Begin

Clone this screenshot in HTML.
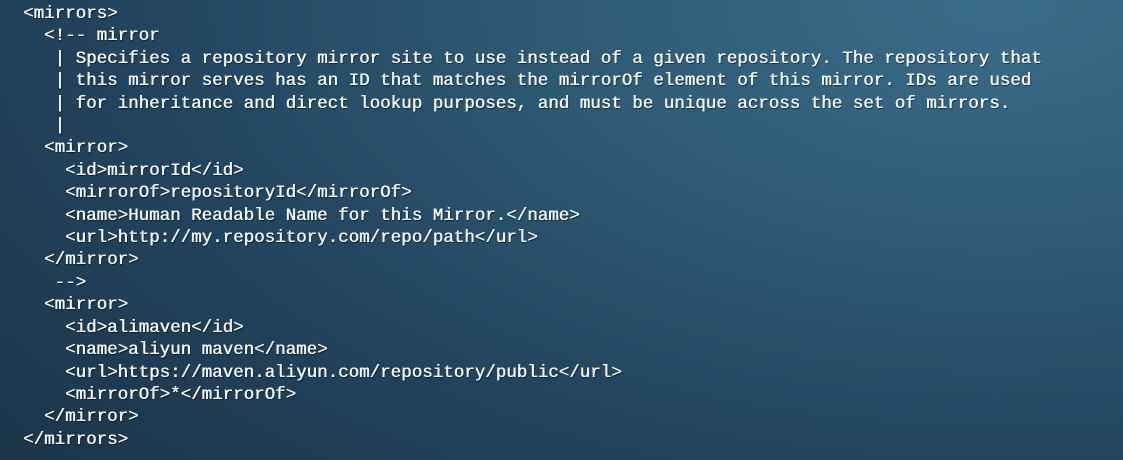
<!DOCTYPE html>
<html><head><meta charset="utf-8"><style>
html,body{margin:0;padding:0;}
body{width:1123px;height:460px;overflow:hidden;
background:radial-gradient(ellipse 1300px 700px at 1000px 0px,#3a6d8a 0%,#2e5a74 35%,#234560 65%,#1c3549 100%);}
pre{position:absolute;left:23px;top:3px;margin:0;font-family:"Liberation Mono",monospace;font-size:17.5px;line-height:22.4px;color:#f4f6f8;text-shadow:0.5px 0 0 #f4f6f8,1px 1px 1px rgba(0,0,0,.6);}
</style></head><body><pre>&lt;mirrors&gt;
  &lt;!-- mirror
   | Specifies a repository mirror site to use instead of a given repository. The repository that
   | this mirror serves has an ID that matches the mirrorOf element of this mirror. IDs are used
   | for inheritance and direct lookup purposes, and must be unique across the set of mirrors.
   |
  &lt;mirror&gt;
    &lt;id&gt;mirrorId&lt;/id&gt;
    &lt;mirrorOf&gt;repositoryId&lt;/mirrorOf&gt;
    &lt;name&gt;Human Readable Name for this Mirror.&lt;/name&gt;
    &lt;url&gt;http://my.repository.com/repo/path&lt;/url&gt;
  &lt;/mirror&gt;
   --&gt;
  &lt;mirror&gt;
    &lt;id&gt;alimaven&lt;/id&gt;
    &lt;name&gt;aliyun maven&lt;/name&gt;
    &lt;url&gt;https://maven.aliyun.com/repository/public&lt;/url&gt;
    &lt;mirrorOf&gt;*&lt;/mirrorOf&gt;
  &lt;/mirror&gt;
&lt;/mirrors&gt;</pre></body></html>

End

== What is asked ==
Return the material word for word. Pictures are not part of the copy.

== Response ==
Clone this screenshot in HTML.
<!DOCTYPE html>
<html><head><meta charset="utf-8"><style>
html,body{margin:0;padding:0;}
body{width:1123px;height:460px;overflow:hidden;
background:radial-gradient(ellipse 1300px 700px at 1000px 0px,#3a6d8a 0%,#2e5a74 35%,#234560 65%,#1c3549 100%);}
pre{position:absolute;left:23px;top:3px;margin:0;font-family:"Liberation Mono",monospace;font-size:17.5px;line-height:22.4px;color:#f4f6f8;text-shadow:0.5px 0 0 #f4f6f8,1px 1px 1px rgba(0,0,0,.6);}
</style></head><body><pre>&lt;mirrors&gt;
  &lt;!-- mirror
   | Specifies a repository mirror site to use instead of a given repository. The repository that
   | this mirror serves has an ID that matches the mirrorOf element of this mirror. IDs are used
   | for inheritance and direct lookup purposes, and must be unique across the set of mirrors.
   |
  &lt;mirror&gt;
    &lt;id&gt;mirrorId&lt;/id&gt;
    &lt;mirrorOf&gt;repositoryId&lt;/mirrorOf&gt;
    &lt;name&gt;Human Readable Name for this Mirror.&lt;/name&gt;
    &lt;url&gt;http://my.repository.com/repo/path&lt;/url&gt;
  &lt;/mirror&gt;
   --&gt;
  &lt;mirror&gt;
    &lt;id&gt;alimaven&lt;/id&gt;
    &lt;name&gt;aliyun maven&lt;/name&gt;
    &lt;url&gt;https://maven.aliyun.com/repository/public&lt;/url&gt;
    &lt;mirrorOf&gt;*&lt;/mirrorOf&gt;
  &lt;/mirror&gt;
&lt;/mirrors&gt;</pre></body></html>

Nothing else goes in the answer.